18. The non-transitory computer-readable medium of claim 17, wherein the message parameters comprise a payload size and a batch count, and wherein determining the message parameters further comprises:
determining, by the message broker service, whether the payload size exceeds a threshold payload size;
based at least in part on the payload size exceeding the threshold payload size, determining, by the message broker service, whether a probability obtained from sampling the distribution falls below a threshold probability, the probability associated with successfully delivering the one or more messages; and
based at least in part on the probability falling below the threshold probability, reducing, by the message broker service, the batch count.

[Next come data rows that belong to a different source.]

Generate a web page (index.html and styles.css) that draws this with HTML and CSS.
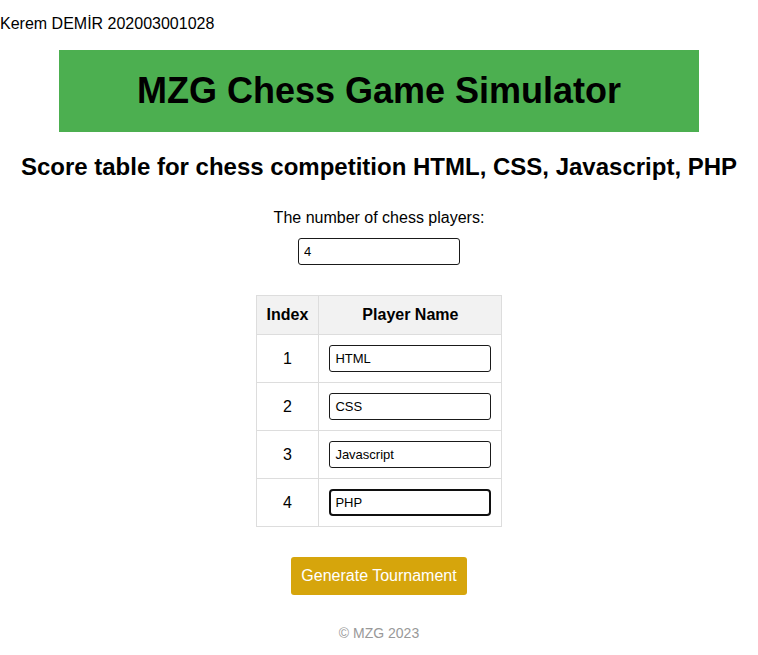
FILE: index.html
```html
<!DOCTYPE html>
<html lang="en">
<head>
<meta charset="utf-8">
<title>MZG Chess Game Simulator</title>
<link rel="stylesheet" href="styles.css">
</head>
<body>
<p class="author">Kerem DEMİR 202003001028</p>
<header class="banner">
  <h1 class="banner-title">MZG Chess Game Simulator</h1>
</header>
<main class="main">
  <h2 class="subtitle">Score table for chess competition HTML, CSS, Javascript, PHP</h2>
  <label class="count-label" for="count">The number of chess players:</label>
  <input class="field" id="count" type="text" value="4">
  <table class="players">
    <thead>
      <tr><th class="col-index">Index</th><th>Player Name</th></tr>
    </thead>
    <tbody>
      <tr><td class="col-index">1</td><td><input class="field" type="text" value="HTML"></td></tr>
      <tr><td class="col-index">2</td><td><input class="field" type="text" value="CSS"></td></tr>
      <tr><td class="col-index">3</td><td><input class="field" type="text" value="Javascript"></td></tr>
      <tr><td class="col-index">4</td><td><input class="field field-focus" type="text" value="PHP"></td></tr>
    </tbody>
  </table>
  <button class="generate" type="button">Generate Tournament</button>
  <footer class="footer">© MZG 2023</footer>
</main>
</body>
</html>
```
FILE: styles.css
```css
html, body {
  margin: 0;
  padding: 0;
  background: #ffffff;
  font-family: "Liberation Sans", Arial, sans-serif;
  color: #000;
}

.author {
  margin: 0;
  padding-top: 15px;
  font-size: 16px;
  line-height: 18px;
}

.banner {
  width: 640px;
  margin: 17px auto 0;
  background: #4caf50;
  padding: 20px 0;
  box-sizing: border-box;
  height: 82px;
}

.banner-title {
  margin: 0;
  text-align: center;
  font-size: 36px;
  line-height: 42px;
  font-weight: bold;
}

.main {
  display: flex;
  flex-direction: column;
  align-items: center;
}

.subtitle {
  margin: 21px 0 0;
  font-size: 24px;
  line-height: 28px;
  font-weight: bold;
  text-align: center;
}

.count-label {
  margin-top: 28px;
  font-size: 16px;
  line-height: 18px;
}

.field {
  box-sizing: border-box;
  width: 162px;
  height: 27px;
  margin: 0;
  padding: 0 5px;
  border: 1px solid #1a1a1a;
  border-radius: 3px;
  font-family: "Liberation Sans", Arial, sans-serif;
  font-size: 13px;
  color: #000;
  background: #fff;
  outline: none;
}

#count {
  margin-top: 11px;
}

.field-focus {
  border: 2px solid #101010;
  padding: 0 4px;
  border-radius: 4px;
}

.players {
  margin-top: 30px;
  border-collapse: collapse;
}

.players th,
.players td {
  border: 1px solid #dddddd;
  padding: 10px;
  text-align: center;
  font-size: 16px;
  line-height: 18px;
}

.players th {
  background: #f2f2f2;
  font-weight: bold;
}

.players td .field {
  display: block;
}

.generate {
  margin-top: 30px;
  padding: 10px;
  border: none;
  border-radius: 3px;
  background: #d6a50c;
  color: #ffffff;
  font-family: "Liberation Sans", Arial, sans-serif;
  font-size: 16px;
  line-height: 18px;
  cursor: pointer;
}

.footer {
  margin-top: 30px;
  font-size: 14px;
  line-height: 16px;
  color: #999999;
}
```
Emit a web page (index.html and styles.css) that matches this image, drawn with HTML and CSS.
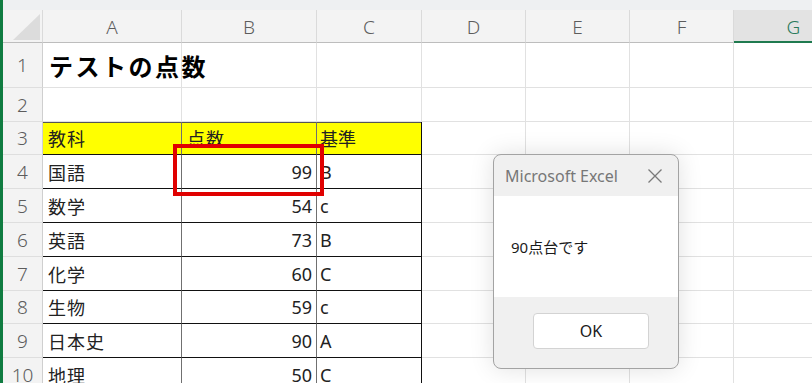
FILE: index.html
```html
<!DOCTYPE html>
<html lang="ja">
<head>
    <meta charset="UTF-8">
    <title>テストの点数 - Excel</title>
    <link rel="stylesheet" href="styles.css">
</head>
<body>
    <div class="app">
        <div class="topbar"></div>

        <div class="sheet">
            <!-- 列見出し -->
            <div class="row head-row">
                <div class="corner"><span class="tri"></span></div>
                <div class="col-head">A</div>
                <div class="col-head">B</div>
                <div class="col-head">C</div>
                <div class="col-head">D</div>
                <div class="col-head">E</div>
                <div class="col-head">F</div>
                <div class="col-head active">G</div>
            </div>

            <div class="row r1">
                <div class="row-head">1</div>
                <div class="cell title">テストの点数</div>
                <div class="cell"></div>
                <div class="cell"></div>
                <div class="cell"></div>
                <div class="cell"></div>
                <div class="cell"></div>
                <div class="cell"></div>
            </div>

            <div class="row r34">
                <div class="row-head">2</div>
                <div class="cell"></div>
                <div class="cell"></div>
                <div class="cell"></div>
                <div class="cell"></div>
                <div class="cell"></div>
                <div class="cell"></div>
                <div class="cell"></div>
            </div>

            <div class="row r33 th">
                <div class="row-head">3</div>
                <div class="cell t yellow">教科</div>
                <div class="cell t yellow">点数</div>
                <div class="cell t yellow last">基準</div>
                <div class="cell"></div>
                <div class="cell"></div>
                <div class="cell"></div>
                <div class="cell"></div>
            </div>

            <div id="rows"></div>
        </div>

        <div class="mark"></div>

        <div class="dialog">
            <div class="dlg-title">
                <span>Microsoft Excel</span>
                <svg class="close" width="16" height="16" viewBox="0 0 16 16">
                    <path d="M1.5 1.5 L14.5 14.5 M14.5 1.5 L1.5 14.5" stroke="#7a7a7a" stroke-width="1.3" fill="none"/>
                </svg>
            </div>
            <div class="dlg-body">90点台です</div>
            <div class="dlg-foot">
                <div class="btn">OK</div>
            </div>
        </div>
    </div>

    <script>
        // 表のデータ
        const scores = [
            ['国語', 99, 'B', 34],
            ['数学', 54, 'c', 34],
            ['英語', 73, 'B', 34],
            ['化学', 60, 'C', 34],
            ['生物', 59, 'c', 33],
            ['日本史', 90, 'A', 34],
            ['地理', 50, 'C', 34]
        ];

        const rows = document.getElementById('rows');
        rows.innerHTML = scores.map((s, i) => `
            <div class="row r${s[3]}">
                <div class="row-head">${i + 4}</div>
                <div class="cell t">${s[0]}</div>
                <div class="cell t num">${s[1]}</div>
                <div class="cell t last">${s[2]}</div>
                <div class="cell"></div>
                <div class="cell"></div>
                <div class="cell"></div>
                <div class="cell"></div>
            </div>
        `).join('');
    </script>
</body>
</html>
```

FILE: styles.css
```css
* {
    margin: 0;
    padding: 0;
    box-sizing: border-box;
}

body {
    font-family: 'Noto Sans', 'Noto Sans CJK JP', sans-serif;
    background: white;
    width: 812px;
    height: 383px;
    overflow: hidden;
}

.app {
    position: relative;
    height: 383px;
    border-left: 3px solid #107c41;
    overflow: hidden;
}

.topbar {
    height: 10px;
    background: #eef0f2;
}

.row {
    display: grid;
    grid-template-columns: 40px 139px 135px 105px 104px 104px 104px 120px;
}

.head-row {
    height: 33px;
    background: #f3f3f3;
}

.r1 { height: 45px; }
.r34 { height: 34px; }
.r33 { height: 33px; }

.corner {
    position: relative;
    border-right: 1px solid #dadada;
    border-bottom: 1px solid #bdbdbd;
}

.corner .tri {
    position: absolute;
    right: 2px;
    bottom: 2px;
    width: 27px;
    height: 26px;
    background: #dcdcdc;
    clip-path: polygon(100% 0, 100% 100%, 0 100%);
}

.col-head {
    display: flex;
    align-items: center;
    justify-content: center;
    padding-top: 2px;
    font-size: 19px;
    font-weight: 300;
    color: #5c5c5c;
    border-right: 1px solid #dadada;
    border-bottom: 1px solid #bdbdbd;
}

.col-head.active {
    background: #e3e3e3;
    color: #2a7a5c;
    border-bottom: 2px solid #1f7a4f;
}

.row-head {
    display: flex;
    align-items: center;
    justify-content: center;
    background: #f3f3f3;
    font-size: 19px;
    font-weight: 300;
    color: #5c5c5c;
    border-right: 1px solid #cfcfcf;
    border-bottom: 1px solid #dedede;
}

.cell {
    display: flex;
    align-items: center;
    padding: 0 4px 0 5px;
    font-family: 'Noto Sans', 'Noto Sans CJK JP', sans-serif;
    font-size: 18px;
    letter-spacing: 1px;
    color: #222;
    border-right: 1px solid #e1e1e1;
    border-bottom: 1px solid #e1e1e1;
    white-space: nowrap;
}

.cell.title {
    padding-left: 6px;
    font-size: 24px;
    font-weight: bold;
    letter-spacing: 2.5px;
    color: #000;
    overflow: visible;
}

.cell.t {
    border-bottom: 1px solid #111;
    border-right: 1px solid #707070;
}

.cell.t.last {
    border-right: 1px solid #111;
    padding-left: 3px;
    letter-spacing: 0;
}

.cell.num {
    justify-content: flex-end;
    letter-spacing: 0;
}

.th .cell.t {
    box-shadow: inset 0 1px 0 #555;
}

.yellow {
    background: #ffff00;
}

/* 赤い枠 */
.mark {
    position: absolute;
    left: 170px;
    top: 144px;
    width: 151px;
    height: 52px;
    border: 4px solid #e00000;
}

/* メッセージボックス */
.dialog {
    position: absolute;
    left: 490px;
    top: 154px;
    width: 186px;
    height: 215px;
    background: #f0f0f0;
    border: 1px solid #a3a3a3;
    border-radius: 8px;
    box-shadow: 0 0 24px rgba(0,0,0,0.12);
    overflow: hidden;
    display: flex;
    flex-direction: column;
}

.dlg-title {
    height: 41px;
    display: flex;
    align-items: center;
    justify-content: space-between;
    padding: 0 15px 0 11px;
    font-size: 16px;
    color: #777;
}

.dlg-body {
    height: 101px;
    background: white;
    display: flex;
    align-items: center;
    padding-left: 17px;
    font-size: 15px;
    color: #1a1a1a;
}

.dlg-foot {
    flex: 1;
    padding: 16px 0 0 39px;
}

.btn {
    width: 116px;
    height: 36px;
    background: white;
    border: 1px solid #d3d3d3;
    border-radius: 4px;
    display: flex;
    align-items: center;
    justify-content: center;
    font-size: 16px;
    color: #1a1a1a;
}
```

19. The non-transitory computer-readable medium of claim 17, comprising additional instructions that, when executed by the one or more processors, cause the distributed computing system to further:
obtain, by the message broker service, a snapshot of the distribution corresponding to a prior time period; and
prior to sampling from the distribution, initialize the distribution based at least in part on the snapshot.
20. The non-transitory computer-readable medium of claim 19, wherein the prior time period corresponds to a high message rate time period between the message broker service and the subscribing client.